Chestnuts are beautiful, spreading trees with healthy looking, glossy green leaves that will soon turn a rich, golden color. Every day now I pick up golfball-sized, buffed brown nuts that drop from Colossal’s branches.

Friday, October 16, 2009

Along with tens of thousands of other people, I descended this past weekend upon the small town of Unity, Maine, population 555. The attraction that drew all of us to this little town a half hour inland from the coast was the Common Ground Fair, sponsored and on the grounds of MOFGA, the Maine Organic Farming and Gardening Association (

The Common Ground Fair is a real old-time country fair focusing on farming, gardening, and rural skills such as timber frame construction, weaving, and tanning hides. No glitzy midway or bumper car rides at this fair. Instead, there are horse-drawn rides and demonstrations such as mowing with oxen, natural hoof care, and border collies herding ducks and sheep. Garden and farming talks covered everything from starting a vegetable garden to growing grain to – my own presentations – landscaping with fruit plants and weedless gardening.

When night falls at the Common Ground Fair, no stings of bare bulbs come to life. Instead, darkness descends, save for the flickering light of a few campfires and or the searching beams from headlamps of those who camp at the site. The sound of crickets is punctuated by occasional sounds of home-made music.

Just about everything at the fair is produced in Maine. You can buy everything from a silky soft alpaca sweater to a buttery croissant (Tuva Bakery’s croissants – note the plural -- were my favorite food there) to a split ash basket to seed packets and gardening tools from Johnny’s Selected Seeds or Fedco. The signature offering at the fair, and the aroma that is most pervasive, is that o f the fragrant herbsweet Annie, bunches of which were available from many farm stands.


After a day at the Fair, I wended my way along a back road off a back road on one of the Maine’s coastal peninsulas to visit Four Season Farm, the small farm of Elliot Coleman and Barbara Damrosch. Eliot is an innovative farmer perhaps best known for techniques he developed for growing vegetables year ‘round in northern climates with minimal artificial heating.
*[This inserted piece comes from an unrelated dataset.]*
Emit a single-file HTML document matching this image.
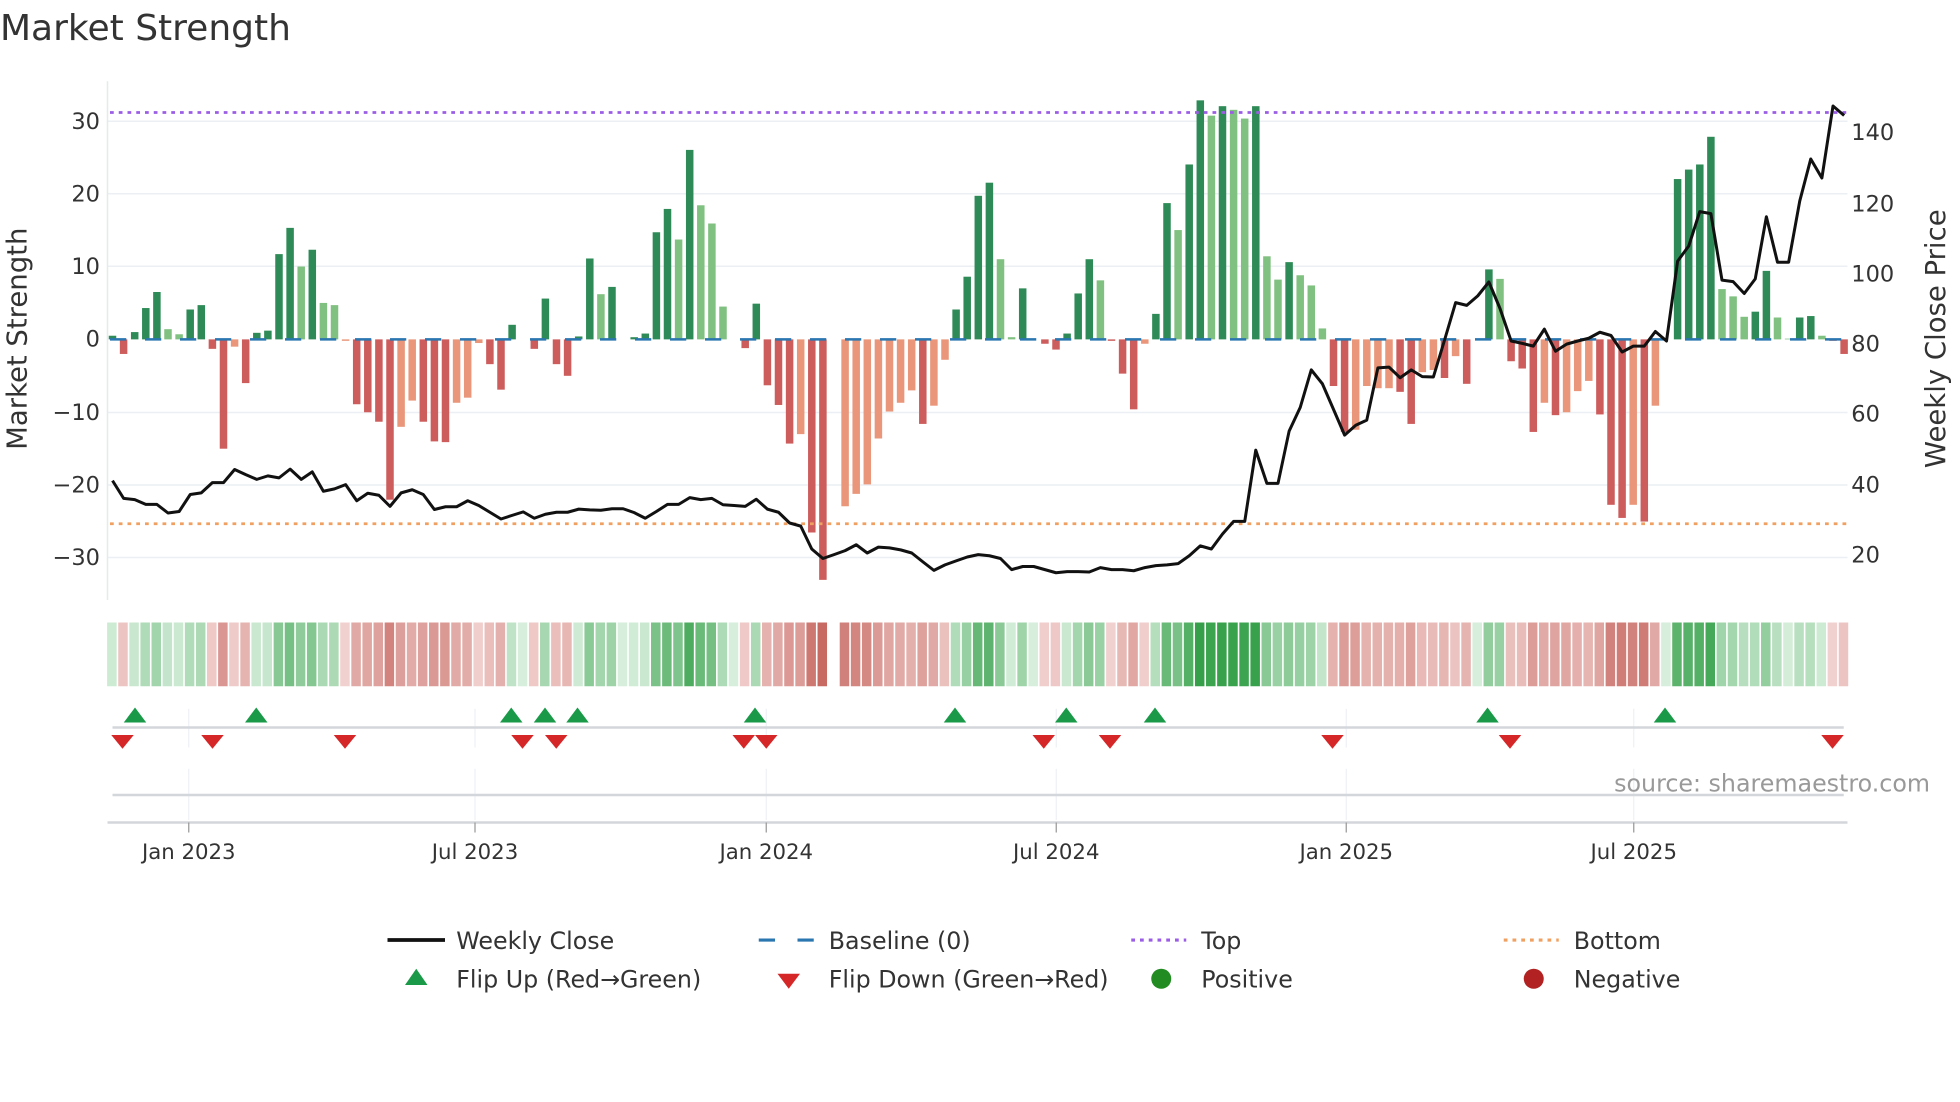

Too many gardeners believe that lack of sunlight limits winter growing in the north. One look at a world globe, though, shows that the latitude even the northern parts of the U.S. is on a par with that of southern Europe. In southern Europe, vegetables that enjoy cool growing conditions are planted in late summer and fall. So all we have to do, as Eliot has shown, is capture some extra heat with various heat-retentive coverings over our plants. Hence the plastic covered tunnels soon to be sprouting in my garden.

This visit was my fourth visit to Eliot’s farm, the first one dating way back to June of 1973! Back then, I had just dug my first garden and had entered graduate school to study soil science and horticulture. The visit reminds me of the passage of time; it’s been a long row to hoe, a most interesting, pleasurable, and fruitful one.


Upon my return from the Common Ground Fair, I was inundated here on my farmden with a crop of “northern bananas.” Not really bananas, of course, but pawpaws (Asimina triloba), a cold-hardy fruit with many tropical aspirations (not to be confused with papayas, a truly tropical fruit that sometimes also is called pawpaw).

These northern bananas are about the size and shape of mangoes except that inside is a creamy, pale yellow flesh with flavor and texture reminiscent of banana and vanilla custard along with hints of avocado and mango. The fruits dangle from the branches singly or in clusters of up to nine fruits and they can finish ripening and softening after picking. Like bananas – those tropical aspirations again.

Dropped fruit is usually perfectly ripe and ready to eat. A few fruits dropped before I left for Maine; many more were on the ground upon my return. So into cold storage go fruits I’ve been picking up from the ground as well as those from trees those whose slight change in color and softening shows they’re ready to begin ripening.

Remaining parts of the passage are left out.